Exercise directions: Look below and pull out each line with the word "this".

begin Exercise input

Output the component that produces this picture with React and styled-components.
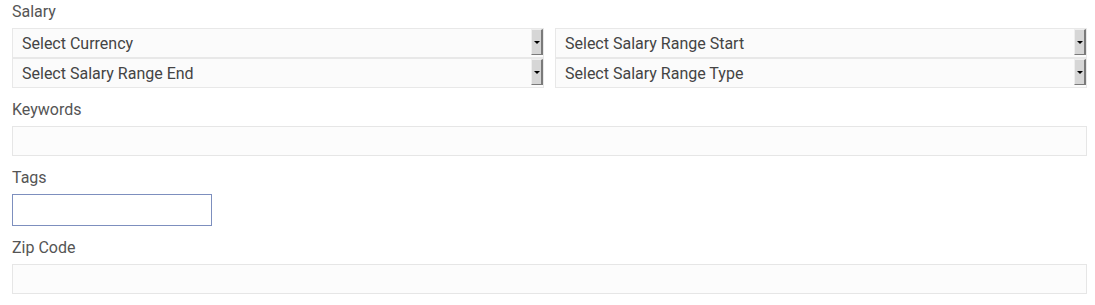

end Exercise input
begin Exercise input

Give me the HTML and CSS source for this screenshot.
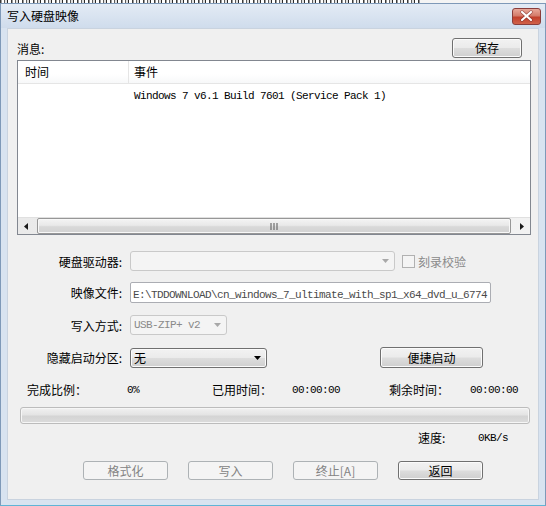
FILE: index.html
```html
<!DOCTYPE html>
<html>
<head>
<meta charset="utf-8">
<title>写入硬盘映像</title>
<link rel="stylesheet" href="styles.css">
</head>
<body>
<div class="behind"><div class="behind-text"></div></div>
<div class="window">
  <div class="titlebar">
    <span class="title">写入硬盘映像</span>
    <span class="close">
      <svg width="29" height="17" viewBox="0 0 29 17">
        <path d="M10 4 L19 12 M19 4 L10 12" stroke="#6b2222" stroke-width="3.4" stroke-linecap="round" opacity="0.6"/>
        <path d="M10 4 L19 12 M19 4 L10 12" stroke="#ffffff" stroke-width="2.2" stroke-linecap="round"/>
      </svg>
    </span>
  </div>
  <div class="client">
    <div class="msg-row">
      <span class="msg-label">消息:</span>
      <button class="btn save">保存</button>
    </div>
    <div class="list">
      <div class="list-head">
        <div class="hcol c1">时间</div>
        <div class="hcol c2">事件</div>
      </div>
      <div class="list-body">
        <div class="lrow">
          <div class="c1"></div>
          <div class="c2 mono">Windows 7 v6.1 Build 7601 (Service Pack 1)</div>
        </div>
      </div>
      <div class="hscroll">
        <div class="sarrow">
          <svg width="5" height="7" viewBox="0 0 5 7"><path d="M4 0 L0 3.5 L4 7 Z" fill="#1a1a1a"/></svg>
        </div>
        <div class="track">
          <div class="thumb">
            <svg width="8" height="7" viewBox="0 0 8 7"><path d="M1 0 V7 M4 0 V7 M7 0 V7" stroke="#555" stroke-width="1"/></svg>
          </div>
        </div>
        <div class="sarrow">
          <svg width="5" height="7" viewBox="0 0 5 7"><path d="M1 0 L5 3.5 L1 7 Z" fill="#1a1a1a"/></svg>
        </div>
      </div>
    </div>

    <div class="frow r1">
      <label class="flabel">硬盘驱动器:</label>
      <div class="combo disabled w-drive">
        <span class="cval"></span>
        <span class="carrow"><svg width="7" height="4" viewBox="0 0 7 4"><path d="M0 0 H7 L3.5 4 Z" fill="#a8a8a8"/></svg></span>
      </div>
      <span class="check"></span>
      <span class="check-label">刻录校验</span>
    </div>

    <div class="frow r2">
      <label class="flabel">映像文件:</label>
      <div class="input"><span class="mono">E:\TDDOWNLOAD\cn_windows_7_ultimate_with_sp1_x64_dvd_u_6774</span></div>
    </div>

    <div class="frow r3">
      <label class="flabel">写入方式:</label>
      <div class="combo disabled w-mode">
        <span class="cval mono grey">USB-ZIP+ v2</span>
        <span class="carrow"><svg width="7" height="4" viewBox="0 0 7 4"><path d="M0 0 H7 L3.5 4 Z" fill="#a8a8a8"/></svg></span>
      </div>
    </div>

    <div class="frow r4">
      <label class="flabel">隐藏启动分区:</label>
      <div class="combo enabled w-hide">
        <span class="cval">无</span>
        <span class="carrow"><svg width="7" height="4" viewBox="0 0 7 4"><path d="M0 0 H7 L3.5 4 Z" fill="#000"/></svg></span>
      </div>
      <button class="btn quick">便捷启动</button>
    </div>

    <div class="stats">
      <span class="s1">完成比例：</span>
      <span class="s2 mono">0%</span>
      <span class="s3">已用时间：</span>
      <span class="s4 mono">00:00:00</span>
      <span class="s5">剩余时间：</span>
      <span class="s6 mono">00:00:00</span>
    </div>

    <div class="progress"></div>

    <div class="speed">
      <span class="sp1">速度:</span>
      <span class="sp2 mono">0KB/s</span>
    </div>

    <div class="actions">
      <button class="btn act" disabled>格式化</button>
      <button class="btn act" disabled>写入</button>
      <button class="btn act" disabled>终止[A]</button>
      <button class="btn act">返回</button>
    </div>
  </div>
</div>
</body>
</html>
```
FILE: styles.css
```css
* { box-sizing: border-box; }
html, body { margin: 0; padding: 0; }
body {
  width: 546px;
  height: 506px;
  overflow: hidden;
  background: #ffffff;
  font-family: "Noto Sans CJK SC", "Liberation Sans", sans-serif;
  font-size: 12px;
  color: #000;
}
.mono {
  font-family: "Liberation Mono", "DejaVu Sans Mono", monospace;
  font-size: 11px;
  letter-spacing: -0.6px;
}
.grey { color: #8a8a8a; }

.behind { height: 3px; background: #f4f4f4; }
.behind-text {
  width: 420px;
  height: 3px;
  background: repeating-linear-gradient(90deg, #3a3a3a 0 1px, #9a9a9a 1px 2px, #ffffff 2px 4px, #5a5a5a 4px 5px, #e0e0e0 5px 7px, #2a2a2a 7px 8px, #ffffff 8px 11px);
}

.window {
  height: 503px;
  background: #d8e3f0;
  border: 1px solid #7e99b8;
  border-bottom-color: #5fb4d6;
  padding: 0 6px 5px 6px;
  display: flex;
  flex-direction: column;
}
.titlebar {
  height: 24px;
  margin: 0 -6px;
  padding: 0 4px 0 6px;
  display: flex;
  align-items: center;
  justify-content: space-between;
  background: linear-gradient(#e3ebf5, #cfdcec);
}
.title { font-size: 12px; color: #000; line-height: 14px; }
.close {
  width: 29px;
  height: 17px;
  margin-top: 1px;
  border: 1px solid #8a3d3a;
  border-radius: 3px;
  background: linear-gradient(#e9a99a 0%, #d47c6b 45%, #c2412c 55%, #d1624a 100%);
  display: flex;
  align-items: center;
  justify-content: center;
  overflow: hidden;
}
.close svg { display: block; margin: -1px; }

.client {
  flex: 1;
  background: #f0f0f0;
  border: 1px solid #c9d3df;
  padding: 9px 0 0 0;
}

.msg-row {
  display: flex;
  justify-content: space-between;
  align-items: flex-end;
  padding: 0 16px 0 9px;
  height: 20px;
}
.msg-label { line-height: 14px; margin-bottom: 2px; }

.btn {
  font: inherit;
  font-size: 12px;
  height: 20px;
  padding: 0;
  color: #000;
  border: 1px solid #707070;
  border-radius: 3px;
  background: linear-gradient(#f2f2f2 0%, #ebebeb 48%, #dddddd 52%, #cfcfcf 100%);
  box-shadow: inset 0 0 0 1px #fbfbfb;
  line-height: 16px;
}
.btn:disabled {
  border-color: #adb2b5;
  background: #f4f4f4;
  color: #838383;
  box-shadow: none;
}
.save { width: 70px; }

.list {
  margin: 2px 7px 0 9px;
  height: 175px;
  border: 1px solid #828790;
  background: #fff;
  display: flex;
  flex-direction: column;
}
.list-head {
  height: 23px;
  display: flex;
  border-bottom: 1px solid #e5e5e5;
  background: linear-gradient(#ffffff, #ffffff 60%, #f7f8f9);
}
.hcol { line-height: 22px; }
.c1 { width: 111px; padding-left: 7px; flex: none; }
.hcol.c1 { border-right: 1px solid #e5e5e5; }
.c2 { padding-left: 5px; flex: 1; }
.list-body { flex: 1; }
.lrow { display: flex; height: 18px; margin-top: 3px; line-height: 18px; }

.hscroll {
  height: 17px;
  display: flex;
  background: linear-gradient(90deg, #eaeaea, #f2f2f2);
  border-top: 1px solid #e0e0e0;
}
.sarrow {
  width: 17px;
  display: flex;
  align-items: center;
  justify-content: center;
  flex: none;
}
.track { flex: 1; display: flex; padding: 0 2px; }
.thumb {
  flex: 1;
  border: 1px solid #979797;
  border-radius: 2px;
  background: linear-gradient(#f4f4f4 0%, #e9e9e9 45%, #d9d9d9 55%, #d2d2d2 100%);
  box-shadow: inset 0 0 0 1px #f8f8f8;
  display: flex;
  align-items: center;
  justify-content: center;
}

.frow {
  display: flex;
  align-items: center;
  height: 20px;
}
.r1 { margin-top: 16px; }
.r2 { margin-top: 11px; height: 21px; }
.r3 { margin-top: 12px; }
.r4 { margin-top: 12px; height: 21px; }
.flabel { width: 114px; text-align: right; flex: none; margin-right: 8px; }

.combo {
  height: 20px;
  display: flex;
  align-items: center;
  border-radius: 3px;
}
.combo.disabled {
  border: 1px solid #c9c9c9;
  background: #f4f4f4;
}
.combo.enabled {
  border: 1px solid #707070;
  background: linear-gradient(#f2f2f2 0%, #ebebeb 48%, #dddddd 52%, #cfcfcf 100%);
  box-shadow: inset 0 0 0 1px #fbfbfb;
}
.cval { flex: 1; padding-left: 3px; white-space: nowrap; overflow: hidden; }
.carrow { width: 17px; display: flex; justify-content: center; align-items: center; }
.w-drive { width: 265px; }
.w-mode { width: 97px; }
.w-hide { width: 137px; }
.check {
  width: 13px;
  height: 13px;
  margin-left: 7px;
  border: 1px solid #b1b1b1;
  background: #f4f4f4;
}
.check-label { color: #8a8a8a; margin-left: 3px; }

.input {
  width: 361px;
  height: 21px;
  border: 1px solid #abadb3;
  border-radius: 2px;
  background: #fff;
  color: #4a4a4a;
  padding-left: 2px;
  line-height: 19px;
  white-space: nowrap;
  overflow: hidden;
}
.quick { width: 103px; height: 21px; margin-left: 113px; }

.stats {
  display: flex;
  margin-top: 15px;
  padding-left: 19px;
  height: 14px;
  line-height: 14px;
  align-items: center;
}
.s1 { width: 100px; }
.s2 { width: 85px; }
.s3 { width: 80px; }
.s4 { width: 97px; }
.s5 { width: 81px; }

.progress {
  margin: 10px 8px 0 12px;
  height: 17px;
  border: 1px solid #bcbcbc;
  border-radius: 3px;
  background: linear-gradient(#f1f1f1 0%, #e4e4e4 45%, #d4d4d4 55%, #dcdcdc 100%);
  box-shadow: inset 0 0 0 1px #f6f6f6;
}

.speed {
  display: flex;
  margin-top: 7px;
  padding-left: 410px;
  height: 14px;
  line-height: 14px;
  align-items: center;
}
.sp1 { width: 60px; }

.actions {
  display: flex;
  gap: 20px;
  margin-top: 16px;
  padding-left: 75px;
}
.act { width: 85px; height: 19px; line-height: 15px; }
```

end Exercise input

Response:
Output the component that produces this picture with React and styled-components.
Give me the HTML and CSS source for this screenshot.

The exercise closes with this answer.